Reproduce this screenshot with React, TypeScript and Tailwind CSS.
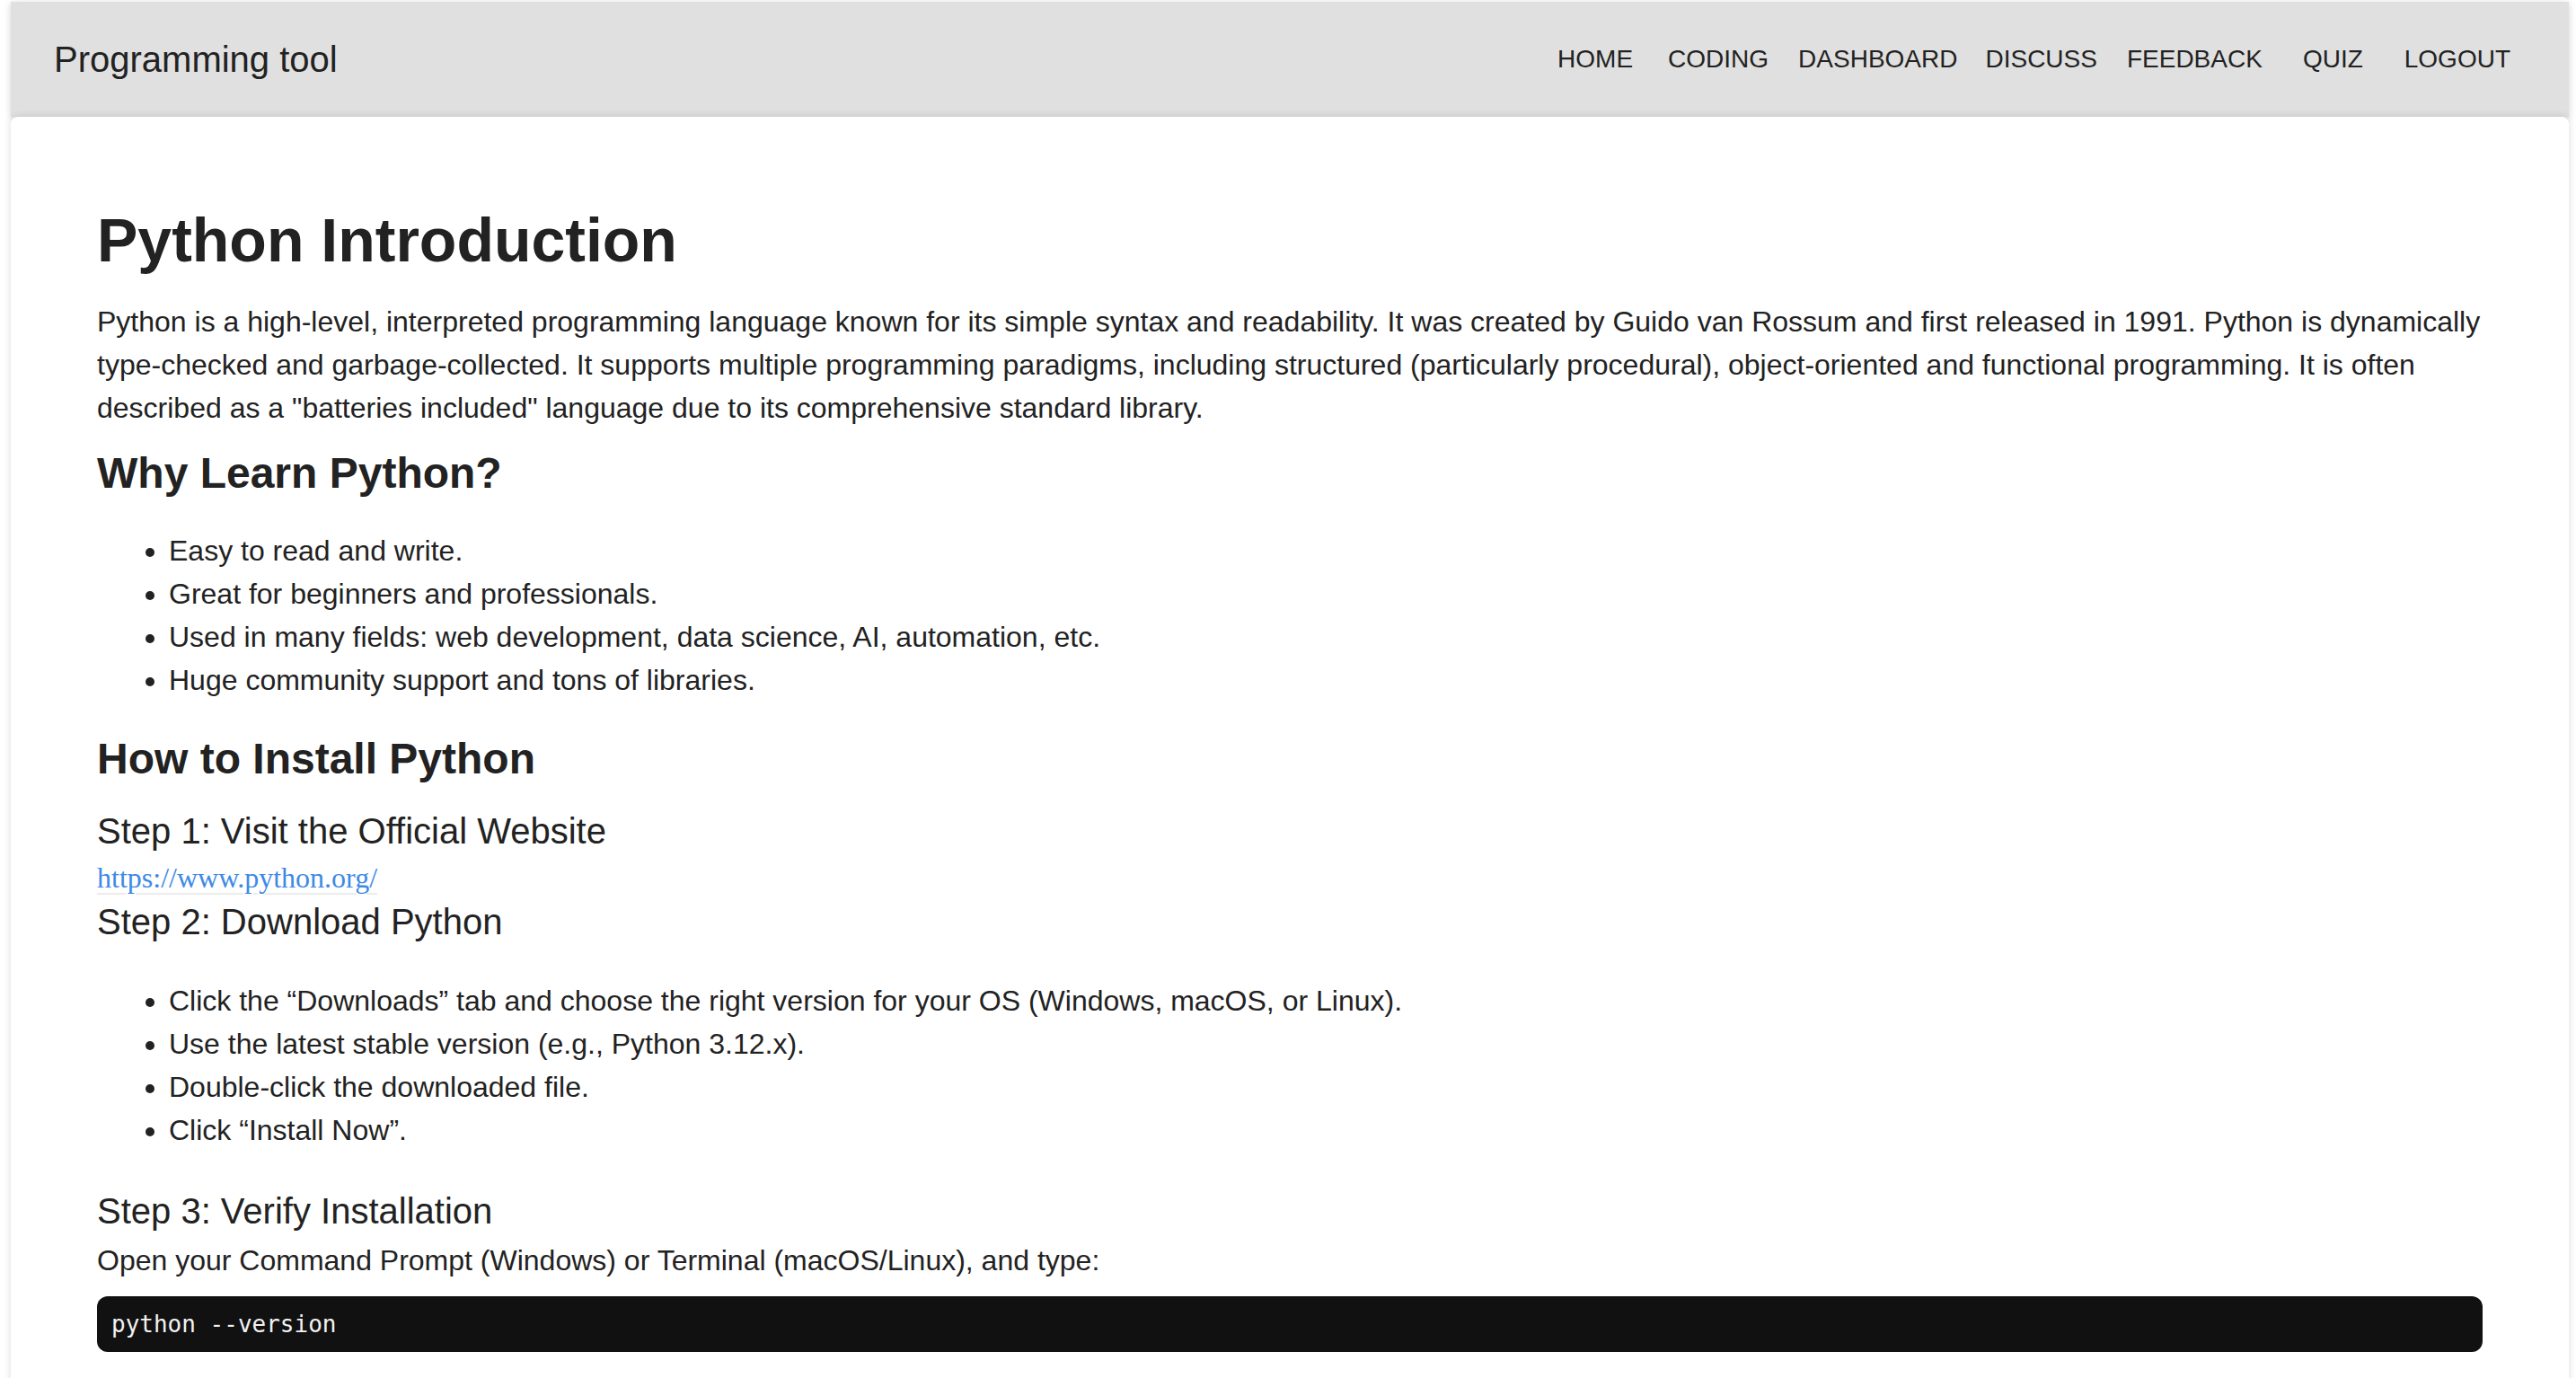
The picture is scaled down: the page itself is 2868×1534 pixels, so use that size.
import React from 'react';

const navItems = [
  { label: 'HOME', cls: '' },
  { label: 'CODING', cls: 'ml-[39px]' },
  { label: 'DASHBOARD', cls: 'ml-[33px]' },
  { label: 'DISCUSS', cls: 'ml-[31px]' },
  { label: 'FEEDBACK', cls: 'ml-[33px]' },
  { label: 'QUIZ', cls: 'ml-[45px]' },
  { label: 'LOGOUT', cls: 'ml-[46px]' },
];

const whyItems = [
  'Easy to read and write.',
  'Great for beginners and professionals.',
  'Used in many fields: web development, data science, AI, automation, etc.',
  'Huge community support and tons of libraries.',
];

const downloadItems = [
  'Click the \u201cDownloads\u201d tab and choose the right version for your OS (Windows, macOS, or Linux).',
  'Use the latest stable version (e.g., Python 3.12.x).',
  'Double-click the downloaded file.',
  'Click \u201cInstall Now\u201d.',
];

function BulletList({ items, className }: { items: string[]; className?: string }) {
  return (
    <ul className={`list-disc pl-[80px] ${className ?? ''}`}>
      {items.map((item) => (
        <li key={item} className="text-[32px] leading-[48px]">
          {item}
        </li>
      ))}
    </ul>
  );
}

export default function App() {
  return (
    <div className="min-h-screen bg-white font-['Liberation_Sans',Arial,sans-serif] text-[#222]">
      <div className="ml-[12px] mr-[8px] pt-[2px]">
        <header className="flex h-[128px] items-center bg-[#e0e0e0] pl-[48px] pr-[65px] shadow-[0_2px_8px_rgba(0,0,0,0.18)]">
          <div className="text-[40px] leading-none">Programming tool</div>
          <nav className="ml-auto flex items-center">
            {navItems.map((item) => (
              <a key={item.label} className={`text-[28px] leading-none ${item.cls}`}>
                {item.label}
              </a>
            ))}
          </nav>
        </header>

        <main className="rounded-t-[8px] bg-white px-[96px] pt-[98px] pb-[60px] shadow-[0_0_8px_rgba(0,0,0,0.14)]">
          <h1 className="text-[68px] font-bold leading-[78px]">Python Introduction</h1>
          <p className="mt-[28px] text-[32px] leading-[48px]">
            Python is a high-level, interpreted programming language known for its simple syntax and readability. It was
            created by Guido van Rossum and first released in 1991. Python is dynamically type-checked and
            garbage-collected. It supports multiple programming paradigms, including structured (particularly procedural),
            object-oriented and functional programming. It is often described as a "batteries included" language due to
            its comprehensive standard library.
          </p>

          <h2 className="mt-[21px] text-[48px] font-bold leading-[56px]">Why Learn Python?</h2>
          <BulletList items={whyItems} className="mt-[34px]" />

          <h2 className="mt-[36px] text-[48px] font-bold leading-[56px]">How to Install Python</h2>

          <h3 className="mt-[28px] text-[40px] font-normal leading-[48px]">Step 1: Visit the Official Website</h3>
          <a
            href="#"
            className="mt-[4px] block w-fit font-['Liberation_Serif','Times_New_Roman',serif] text-[32px] leading-[48px] text-[#3d8ae6] underline decoration-[#ececec] decoration-2 underline-offset-[6px]"
          >
            https://www.python.org/
          </a>

          <h3 className="mt-[1px] text-[40px] font-normal leading-[48px]">Step 2: Download Python</h3>
          <BulletList items={downloadItems} className="mt-[40px]" />

          <h3 className="mt-[42px] text-[40px] font-normal leading-[48px]">Step 3: Verify Installation</h3>
          <p className="mt-[7px] text-[32px] leading-[48px]">
            Open your Command Prompt (Windows) or Terminal (macOS/Linux), and type:
          </p>
          <pre className="mt-[16px] flex h-[62px] items-center rounded-[12px] bg-[#111] px-[16px] font-['DejaVu_Sans_Mono',Menlo,monospace] text-[26px] text-[#f2f2f2]">
            python --version
          </pre>
        </main>
      </div>
    </div>
  );
}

* [What you should do]
Transcribe the full listing above exactly, with the images removed.

* [Solution]
Reproduce this screenshot with React, TypeScript and Tailwind CSS.
The picture is scaled down: the page itself is 2868×1534 pixels, so use that size.
import React from 'react';

const navItems = [
  { label: 'HOME', cls: '' },
  { label: 'CODING', cls: 'ml-[39px]' },
  { label: 'DASHBOARD', cls: 'ml-[33px]' },
  { label: 'DISCUSS', cls: 'ml-[31px]' },
  { label: 'FEEDBACK', cls: 'ml-[33px]' },
  { label: 'QUIZ', cls: 'ml-[45px]' },
  { label: 'LOGOUT', cls: 'ml-[46px]' },
];

const whyItems = [
  'Easy to read and write.',
  'Great for beginners and professionals.',
  'Used in many fields: web development, data science, AI, automation, etc.',
  'Huge community support and tons of libraries.',
];

const downloadItems = [
  'Click the \u201cDownloads\u201d tab and choose the right version for your OS (Windows, macOS, or Linux).',
  'Use the latest stable version (e.g., Python 3.12.x).',
  'Double-click the downloaded file.',
  'Click \u201cInstall Now\u201d.',
];

function BulletList({ items, className }: { items: string[]; className?: string }) {
  return (
    <ul className={`list-disc pl-[80px] ${className ?? ''}`}>
      {items.map((item) => (
        <li key={item} className="text-[32px] leading-[48px]">
          {item}
        </li>
      ))}
    </ul>
  );
}

export default function App() {
  return (
    <div className="min-h-screen bg-white font-['Liberation_Sans',Arial,sans-serif] text-[#222]">
      <div className="ml-[12px] mr-[8px] pt-[2px]">
        <header className="flex h-[128px] items-center bg-[#e0e0e0] pl-[48px] pr-[65px] shadow-[0_2px_8px_rgba(0,0,0,0.18)]">
          <div className="text-[40px] leading-none">Programming tool</div>
          <nav className="ml-auto flex items-center">
            {navItems.map((item) => (
              <a key={item.label} className={`text-[28px] leading-none ${item.cls}`}>
                {item.label}
              </a>
            ))}
          </nav>
        </header>

        <main className="rounded-t-[8px] bg-white px-[96px] pt-[98px] pb-[60px] shadow-[0_0_8px_rgba(0,0,0,0.14)]">
          <h1 className="text-[68px] font-bold leading-[78px]">Python Introduction</h1>
          <p className="mt-[28px] text-[32px] leading-[48px]">
            Python is a high-level, interpreted programming language known for its simple syntax and readability. It was
            created by Guido van Rossum and first released in 1991. Python is dynamically type-checked and
            garbage-collected. It supports multiple programming paradigms, including structured (particularly procedural),
            object-oriented and functional programming. It is often described as a "batteries included" language due to
            its comprehensive standard library.
          </p>

          <h2 className="mt-[21px] text-[48px] font-bold leading-[56px]">Why Learn Python?</h2>
          <BulletList items={whyItems} className="mt-[34px]" />

          <h2 className="mt-[36px] text-[48px] font-bold leading-[56px]">How to Install Python</h2>

          <h3 className="mt-[28px] text-[40px] font-normal leading-[48px]">Step 1: Visit the Official Website</h3>
          <a
            href="#"
            className="mt-[4px] block w-fit font-['Liberation_Serif','Times_New_Roman',serif] text-[32px] leading-[48px] text-[#3d8ae6] underline decoration-[#ececec] decoration-2 underline-offset-[6px]"
          >
            https://www.python.org/
          </a>

          <h3 className="mt-[1px] text-[40px] font-normal leading-[48px]">Step 2: Download Python</h3>
          <BulletList items={downloadItems} className="mt-[40px]" />

          <h3 className="mt-[42px] text-[40px] font-normal leading-[48px]">Step 3: Verify Installation</h3>
          <p className="mt-[7px] text-[32px] leading-[48px]">
            Open your Command Prompt (Windows) or Terminal (macOS/Linux), and type:
          </p>
          <pre className="mt-[16px] flex h-[62px] items-center rounded-[12px] bg-[#111] px-[16px] font-['DejaVu_Sans_Mono',Menlo,monospace] text-[26px] text-[#f2f2f2]">
            python --version
          </pre>
        </main>
      </div>
    </div>
  );
}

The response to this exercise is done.